This project was funded by NASA and developed by the Jet Propulsion Laboratory, the W.M. Keck Observatory and NExScI. KI included the visibility amplitude and nulling modes as well as a more recently developed astrometric mode.

During KI operations, scientists at NExScI provided support to plan and conduct observations. NExScI has also developed various software tools to model and plan interferometric observations and to calibrate KI data. Following observing semester 2012A (ending on July 31, 2012), the Keck Interferometer will no longer be available for use. However the data archive and software tools are still available and can be accessed through the NExScI's KI support page.

=== Large Binocular Telescope Interferometer (LBTI) ===
The Large Binocular Telescope Interferometer (LBTI) is installed on the Large Binocular Telescope on Mt. Graham, Arizona. LBTI is designed to explore the regions surrounding nearby star systems for dust and planets and provide super resolution imaging in the mid-infrared.

LBTI science operations are expected to start in early 2013 and NExScI will provide the data archive for LBTI and serve as the support center for Guest Investigators using NASA time on the instrument.

=== Palomar Testbed Interferometer ===
The Palomar Testbed Interferometer (PTI) was a near-IR, long-baseline stellar interferometer located at Palomar Observatory in north San Diego County. It was developed to demonstrate the utility of ground-based differential astrometry in the search for planets around nearby stars, and to develop key technologies for the Keck Interferometer and space-based missions. PTI is no longer an operating facility, but previously collected data can be accessed through the PTI archive.

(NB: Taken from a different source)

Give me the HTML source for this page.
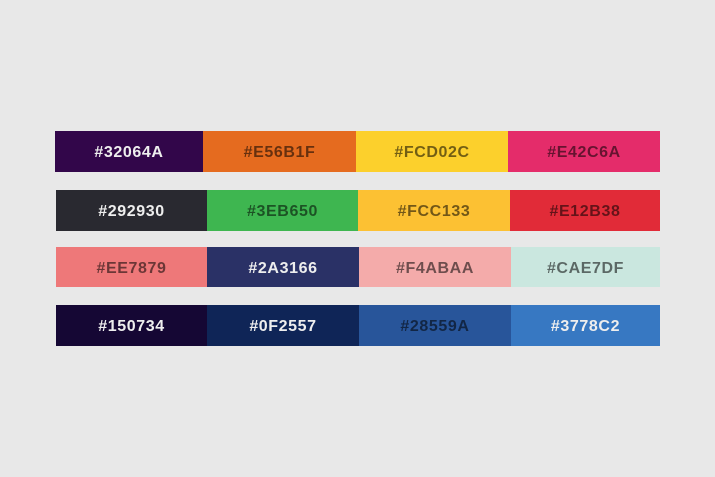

PTI's dual-star tracking system, the first and (still) only of its kind, simultaneously tracks interference fringes from a target star and a reference star against which the target is measured.

PTI has also been used to measure the sizes of dwarf, giant, and supergiant stars; the sizes of emissive regions around young stellar objects; and binary star orbits. It is the first interferometer to have directly measured the diameter changes of a Cepheid variable star, and directly measured the rotational oblateness of a rapidly rotating star.

NExScI personnel were instrumental in the development and scientific accomplishments of PTI, and are largely responsible for its data infrastructure and science planning and processing applications.

==Support of space-based observatories==

=== Kepler Mission Science and Analysis System (KSAS) ===
NExScI scientists and programmers have had the lead role in developing the Science Analysis System for the Kepler Mission. KSAS the software system used by the Kepler Science Team to collect all mission and follow-up data on planet candidates, manage the follow-up observing and produce mission results catalogs. KSAS also facilitates identification of planet candidates and helps the Kepler science team prioritize these candidates for follow-up ground observations. NExScI also developed the follow-up observation program server as part of this effort. In the coming years, the tools developed for KSAS will be applied to other transit datasets.

==Science research at NExScI==
Astronomers at NExScI are involved in a variety of projects, conducting science research using ground and space-based observatories and also figuring out how to best manage the vast amounts of astronomical data and make it available to the wider public.